# Hen or rooster 6 month Orpington



## melaniebazzell (Jun 26, 2013)

Hen or rooster??? 6 month Orpington


----------



## melaniebazzell (Jun 26, 2013)

Here is another photo. She acts so much like a rooster. I say she because I think she's not a him but her actions are confusing me.


----------



## Nm156 (May 16, 2015)

Hen............


----------



## nannypattyrn (Aug 23, 2015)

Hen...I have a hen that gets confused sometimes, too.


----------



## melaniebazzell (Jun 26, 2013)

That makes me feel so much better! She's totally roosterish!!


----------



## chickenmommy (Apr 30, 2013)

She looks like a hen. Very beautiful


----------



## seminole wind (Aug 22, 2015)

Hen forsure


----------



## melaniebazzell (Jun 26, 2013)

I am so relieved! She has been attacking me, and displaying mounting behavior, which really threw me off!


----------



## 8hensalaying (Jun 5, 2015)

She looks just like my Buttercup who is also a bessy bossy boots, she has flown up to try to flog me before. (no spurs) I turned around and pinned her (gently) to the ground. Hasn't done it since.


----------



## melaniebazzell (Jun 26, 2013)

Your Buttercup does it too! I've gently pinned her too, I've tried everything...she wants to be on my lap, but she also wants to attack me. She doesn't bend over like the other girls do when I put my hand over her back.

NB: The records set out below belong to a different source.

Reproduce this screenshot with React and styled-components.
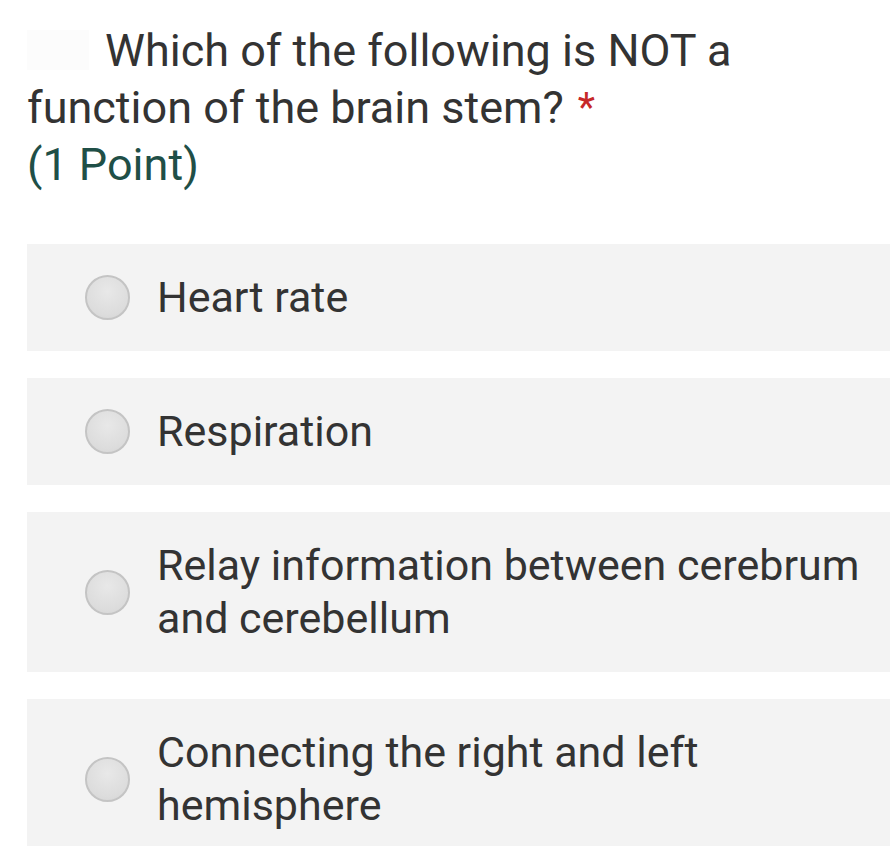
import React from "react";
import styled, { createGlobalStyle } from "styled-components";

const Global = createGlobalStyle`
  body {
    margin: 0;
    background: #ffffff;
    font-family: Roboto, "Noto Sans", "Liberation Sans", sans-serif;
  }
`;

const options = [
  "Heart rate",
  "Respiration",
  "Relay information between cerebrum and cerebellum",
  "Connecting the right and left hemisphere",
];

export default function App() {
  return (
    <Page>
      <Global />
      <Question>
        <Title>
          <NumberMark />
          Which of the following is NOT a function of the brain stem?
          <Required>*</Required>
        </Title>
        <Points>(1 Point)</Points>
      </Question>
      <Options>
        {options.map((text) => (
          <Option key={text}>
            <Radio />
            <Label>{text}</Label>
          </Option>
        ))}
      </Options>
    </Page>
  );
}

const Page = styled.div`
  width: 890px;
  height: 846px;
  overflow: hidden;
  padding: 22px 0 0 27px;
  box-sizing: border-box;
`;

const Question = styled.div`
  color: #333333;
  font-size: 45px;
  line-height: 57px;
  padding-right: 100px;
`;

const Title = styled.div`
  letter-spacing: 0;
`;

const NumberMark = styled.span`
  display: inline-block;
  width: 62px;
  height: 40px;
  margin-right: 16px;
  vertical-align: -4px;
  background: #fcfcfc;
`;

const Required = styled.span`
  display: inline-block;
  color: #c62828;
  font-size: 40px;
  line-height: 40px;
  margin-left: 14px;
  vertical-align: 2px;
`;

const Points = styled.div`
  color: #1f4f47;
`;

const Options = styled.div`
  display: flex;
  flex-direction: column;
  gap: 27px;
  margin-top: 51px;
`;

const Option = styled.div`
  display: flex;
  align-items: center;
  gap: 27px;
  background: #f3f3f3;
  padding: 27px 20px 27px 58px;
`;

const Radio = styled.span`
  flex: none;
  width: 45px;
  height: 45px;
  border-radius: 50%;
  border: 2px solid #c4c4c4;
  background: radial-gradient(circle at 50% 35%, #e8e8e8 0%, #dcdcdc 70%, #d2d2d2 100%);
  box-sizing: border-box;
`;

const Label = styled.span`
  color: #333333;
  font-size: 43px;
  line-height: 53px;
`;
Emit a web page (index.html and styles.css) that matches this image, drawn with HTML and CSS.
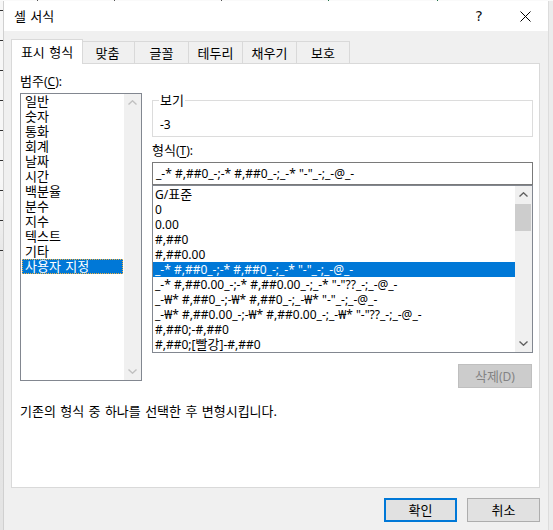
FILE: index.html
```html
<!DOCTYPE html>
<html lang="ko">
<head>
<meta charset="utf-8">
<title>셀 서식</title>
<link rel="stylesheet" href="styles.css">
</head>
<body>
<div class="screen">
  <div class="top-strip"></div>
  <div class="main">
    <div class="left-strip"></div>
    <div class="dialog">
      <div class="titlebar">
        <span class="title ko">셀 서식</span>
        <span class="tb-btn help">?</span>
        <span class="tb-btn close">
          <svg width="11" height="11" viewBox="0 0 11 11"><path d="M0.5 0.5 L10.5 10.5 M10.5 0.5 L0.5 10.5" stroke="#000" stroke-width="1" fill="none"/></svg>
        </span>
      </div>
      <div class="body">
        <div class="tabs ko">
          <div class="tab active">표시 형식</div>
          <div class="tab">맞춤</div>
          <div class="tab">글꼴</div>
          <div class="tab">테두리</div>
          <div class="tab">채우기</div>
          <div class="tab last">보호</div>
        </div>
        <div class="panel">
          <div class="cols">
            <div class="col-left">
              <div class="label"><span class="ko">범주</span>(<u>C</u>):</div>
              <div class="listbox cat">
                <div class="items ko">
                  <div class="item">일반</div>
                  <div class="item">숫자</div>
                  <div class="item">통화</div>
                  <div class="item">회계</div>
                  <div class="item">날짜</div>
                  <div class="item">시간</div>
                  <div class="item">백분율</div>
                  <div class="item">분수</div>
                  <div class="item">지수</div>
                  <div class="item">텍스트</div>
                  <div class="item">기타</div>
                  <div class="item selected focused">사용자 지정</div>
                </div>
                <div class="vscroll disabled">
                  <div class="arrow"><svg width="9" height="5" viewBox="0 0 9 5"><polyline points="0.5,4.5 4.5,0.8 8.5,4.5" fill="none" stroke-width="1.4"/></svg></div>
                  <div class="track"></div>
                  <div class="arrow"><svg width="9" height="5" viewBox="0 0 9 5"><polyline points="0.5,0.5 4.5,4.2 8.5,0.5" fill="none" stroke-width="1.4"/></svg></div>
                </div>
              </div>
            </div>
            <div class="col-right">
              <fieldset class="sample">
                <legend class="ko">보기</legend>
                <div class="sample-value">-3</div>
              </fieldset>
              <div class="label fmt-label"><span class="ko">형식</span>(<u>T</u>):</div>
              <div class="input">_-* #,##0_-;-* #,##0_-;_-* "-"_-;_-@_-</div>
              <div class="listbox fmt">
                <div class="items">
                  <div class="item">G/<span class="ko">표준</span></div>
                  <div class="item">0</div>
                  <div class="item">0.00</div>
                  <div class="item">#,##0</div>
                  <div class="item">#,##0.00</div>
                  <div class="item selected">_-* #,##0_-;-* #,##0_-;_-* "-"_-;_-@_-</div>
                  <div class="item">_-* #,##0.00_-;-* #,##0.00_-;_-* "-"??_-;_-@_-</div>
                  <div class="item">_-₩* #,##0_-;-₩* #,##0_-;_-₩* "-"_-;_-@_-</div>
                  <div class="item">_-₩* #,##0.00_-;-₩* #,##0.00_-;_-₩* "-"??_-;_-@_-</div>
                  <div class="item">#,##0;-#,##0</div>
                  <div class="item">#,##0;[<span class="ko">빨강</span>]-#,##0</div>
                </div>
                <div class="vscroll">
                  <div class="arrow"><svg width="9" height="5" viewBox="0 0 9 5"><polyline points="0.5,4.5 4.5,0.8 8.5,4.5" fill="none" stroke-width="1.4"/></svg></div>
                  <div class="track"><div class="thumb"></div></div>
                  <div class="arrow"><svg width="9" height="5" viewBox="0 0 9 5"><polyline points="0.5,0.5 4.5,4.2 8.5,0.5" fill="none" stroke-width="1.4"/></svg></div>
                </div>
              </div>
              <div class="btn-row"><div class="btn disabled"><span class="ko">삭제</span>(D)</div></div>
            </div>
          </div>
          <div class="help-text ko">기존의 형식 중 하나를 선택한 후 변형시킵니다.</div>
        </div>
        <div class="footer ko">
          <div class="btn default">확인</div>
          <div class="btn">취소</div>
        </div>
      </div>
    </div>
    <div class="right-strip"></div>
  </div>
</div>
</body>
</html>
```
FILE: styles.css
```css
* { box-sizing: border-box; }
html, body { margin: 0; padding: 0; }
body {
  font-family: "Noto Sans", "Noto Sans CJK KR", sans-serif;
  font-size: 12px;
  line-height: 15px;
  color: #000;
  background: #f0f0f0;
}
.ko {
  font-size: 13px;
  word-spacing: 1px;
}
.screen {
  width: 553px;
  height: 530px;
  overflow: hidden;
  display: flex;
  flex-direction: column;
  background: #f0f0f0;
}
.top-strip {
  height: 1px;
  flex: none;
  background:
    linear-gradient(#555, #555) 37px 0 / 1px 1px no-repeat,
    linear-gradient(#555, #555) 114px 0 / 1px 1px no-repeat,
    linear-gradient(#555, #555) 221px 0 / 1px 1px no-repeat,
    linear-gradient(#217346, #217346) 328px 0 / 1px 1px no-repeat,
    linear-gradient(#217346, #217346) 437px 0 / 1px 1px no-repeat,
    #fafafa;
}
.main {
  flex: 1;
  display: flex;
  min-height: 0;
}
.left-strip {
  width: 4px;
  flex: none;
  border-right: 1px solid #d0d0d0;
  background:
    repeating-linear-gradient(to bottom, transparent 0 9px, #333 9px 10px, transparent 10px 30px) 0 0 / 3px 252px no-repeat,
    linear-gradient(to bottom, #f7f7f7 0, #f7f7f7 180px, #e6e6e6 260px, #e4e4e4 100%);
}
.dialog {
  width: 544px;
  flex: none;
  display: flex;
  flex-direction: column;
  background: #f0f0f0;
}
.right-strip {
  flex: 1;
  border-left: 1px solid #dcdcdc;
  background: #ececec;
}
.titlebar {
  height: 30px;
  flex: none;
  background: #fff;
  display: flex;
  align-items: center;
}
.title {
  flex: 1;
  padding-left: 10px;
}
.tb-btn {
  width: 46px;
  height: 30px;
  display: flex;
  align-items: center;
  justify-content: center;
}
.help {
  font-family: "DejaVu Sans", sans-serif;
  font-size: 14px;
  color: #111;
  padding-top: 1px;
}
.body {
  flex: 1;
  padding: 8px 8px 0 7px;
}
.tabs {
  display: flex;
  align-items: flex-end;
  height: 24px;
}
.tab {
  width: 54px;
  height: 22px;
  border: 1px solid #d9d9d9;
  border-bottom: none;
  border-left: none;
  background: #f0f0f0;
  display: flex;
  align-items: center;
  justify-content: center;
  padding-top: 1px;
}
.tab.last { width: 53px; }
.tab.active {
  position: relative;
  z-index: 1;
  height: 25px;
  margin-bottom: -1px;
  margin-right: -2px;
  width: 72px;
  background: #fff;
  border-left: 1px solid #d9d9d9;
  padding-bottom: 1px;
}
.panel {
  height: 425px;
  background: #fff;
  border: 1px solid #d9d9d9;
  padding: 10px 6px 0 8px;
  display: flex;
  flex-direction: column;
}
.cols {
  display: flex;
  gap: 10px;
}
.col-left {
  width: 122px;
  flex: none;
  display: flex;
  flex-direction: column;
}
.col-right {
  width: 381px;
  flex: none;
  display: flex;
  flex-direction: column;
}
.label {
  height: 15px;
}
.label u { text-decoration-thickness: 1px; text-underline-offset: 2px; }
.col-left .label { margin-bottom: 4px; }
.listbox {
  border: 1px solid #828790;
  background: #fff;
  display: flex;
}
.listbox.cat { height: 288px; }
.listbox.fmt { height: 168px; }
.items {
  flex: 1;
  min-width: 0;
}
.cat .items { padding: 0 1px; }
.fmt .items { padding-top: 1px; }
.item {
  height: 15px;
  white-space: pre;
}
.cat .item { padding-left: 3px; }
.fmt .item { padding-left: 2px; }
.item.selected {
  background: #0078d7;
  color: #fff;
}
.item.focused {
  outline: 1px dotted #f0b040;
  outline-offset: -1px;
}
.vscroll {
  width: 17px;
  flex: none;
  background: #f0f0f0;
  display: flex;
  flex-direction: column;
}
.arrow {
  height: 17px;
  flex: none;
  display: flex;
  align-items: center;
  justify-content: center;
}
.arrow svg polyline { stroke: #606060; }
.vscroll.disabled .arrow svg polyline { stroke: #c0c0c0; }
.track {
  flex: 1;
}
.thumb {
  height: 27px;
  margin: 1px 1px 0 0;
  background: #cdcdcd;
}
.sample {
  margin: 19px 0 0 0;
  padding: 9px 7px 4px 7px;
  border: 1px solid #dcdcdc;
  min-width: 0;
}
.sample legend {
  padding: 0 1px;
  margin-left: -1px;
  line-height: 15px;
}
.sample-value {
  height: 15px;
}
.fmt-label { margin-top: 6px; }
.input {
  margin-top: 4px;
  height: 23px;
  border: 1px solid #7a7a7a;
  padding: 3px 0 0 3px;
  white-space: pre;
}
.btn-row {
  display: flex;
  justify-content: flex-end;
  margin-top: 11px;
  padding-right: 1px;
}
.btn {
  width: 73px;
  height: 24px;
  border: 1px solid #adadad;
  background: #e1e1e1;
  display: flex;
  align-items: center;
  justify-content: center;
}
.btn.disabled {
  width: 74px;
  border-color: #bfbfbf;
  background: #cccccc;
  color: #838383;
}
.btn.default {
  border: 2px solid #0078d7;
}
.help-text {
  margin-top: 16px;
}
.footer {
  display: flex;
  justify-content: flex-end;
  gap: 10px;
  margin-top: 10px;
}
```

Instead she flies at me and bites me.


----------



## seminole wind (Aug 22, 2015)

I have a psycho Houdan like that she used to whine to be held. Then she whined to be picked up then bites me. Now she attacks and bites me. Still whines. I don't know why. Just a psycho. I have also hens mount a few other hens. I think that's more of a 'dominance' thing.


----------



## melaniebazzell (Jun 26, 2013)

That's what Turquoise does! She cries and wines and jumps on my lap, she wants to be held but then she attacks me. I would just leave her be and not bother her but she's constantly wanting attention. She used to be a really snuggly chick and pullet and we spent a lot of time together and now it's a love hate relationship.


----------



## WeeLittleChicken (Aug 31, 2012)

If you don't have a rooster sometimes the most dominant hen will take on the role.... mounting other pens, protecting the flock, some go even so far as to crow! But that is definitely a hen.


----------



## NWChickens (Dec 29, 2015)

That's a very nice looking hen.


----------



## seminole wind (Aug 22, 2015)

My 2 Houdans are with a Polish roo. Funny thing is I don't think he's ever done the deed with them. He's always been afraid of girls and people. What a wus. I love my psycho but only a mom could love her.


----------